Below are the visualizations of some renderings from PointNet and PointNet++, for the classification task.

Class	PointNet Predicted Class	PointNet++ Predicted Class
Chair	Chair	Chair
Chair	Chair	Chair
Lamp	Lamp	Lamp
Lamp	Lamp	Lamp

Shown below as the overall result of prediction by both PointNet and PointNet++, corresponding to above visualizations.

4.2 DGCNN

To implement a Dynamic Graph CNN for point cloud classification, we need to first implement an edge convolution operator. Taking inspiration from the paper, we do this as follows,

def edge_conv(self, x, k):

    # input : (B, 3, N)
    x = torch.transpose(x, 1, 2) # (B, N, 3)
    dists, idxs, nn = knn_points(x, x, K=k) # (B, N, K)

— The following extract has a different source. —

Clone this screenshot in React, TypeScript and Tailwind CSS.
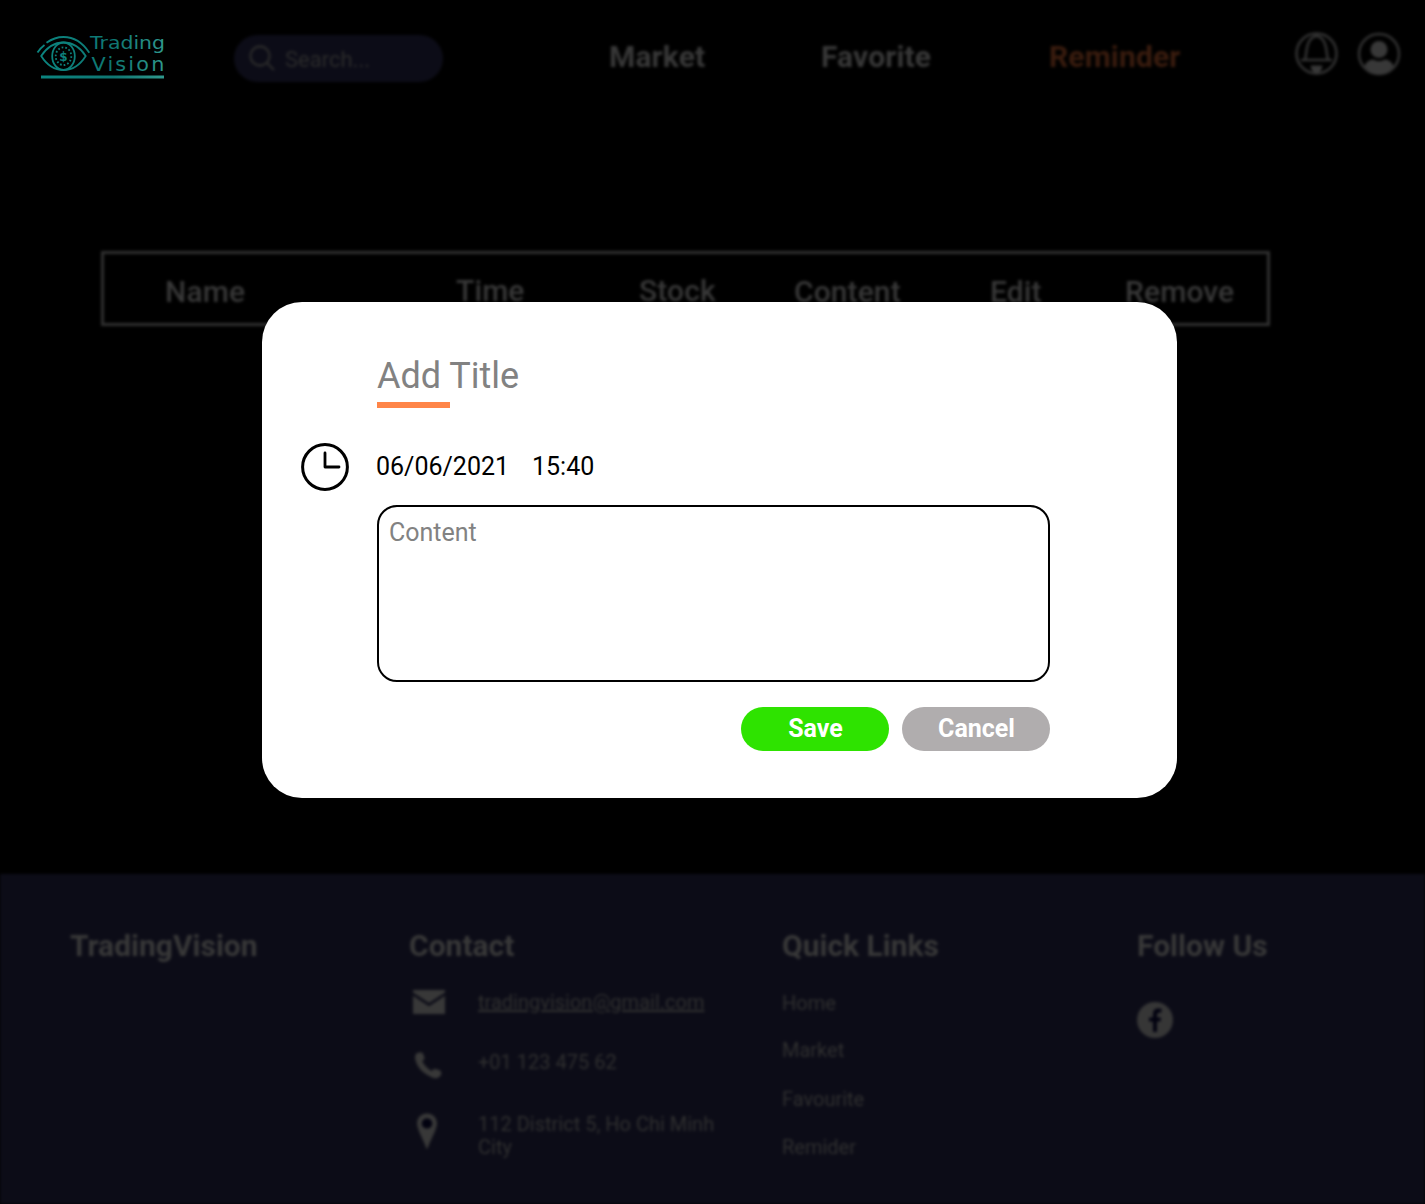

    addition_factor = torch.arange(0, x.shape[0], device=x.device).view(-1, 1, 1) * x.shape[2]
    addition_factor.reshape(-1,1)

    idxs += addition_factor # (B, N, K)

    batch_idxs = torch.arange(x.shape[0], device = x.device).view(x.shape[0], 1, 1)
    batch_idxs = batch_idxs.repeat(1, x.shape[1], k)
    feature = x[batch_idxs, idxs, :] # (B, 3, K, N)

    x = x.unsqueeze(2).repeat(1, 1, k, 1) # (B, 3, K, N)

    out = torch.cat((feature - x, x), dim = 1).permute(0, 1, 3, 2)

    # output : (B, 6, N, K)
    return out

As we can see, this edge convolution operator makes use of the k-nearest neighbor approach to learn some information about its neighbors in a 'graph'. Since it isn't possible to make a graph (mesh) from a point cloud directly, these edges can be learned through this convolution. We insert this convolution between each layer of the PointNet, and then use the vanilla PointNet architecture.

The implementation for this can be found in the codebase, but since I was facing a memory issue with CUDA as soon as I went above batch size = 1, I couldn't train this in the given time. The training pipeline work though.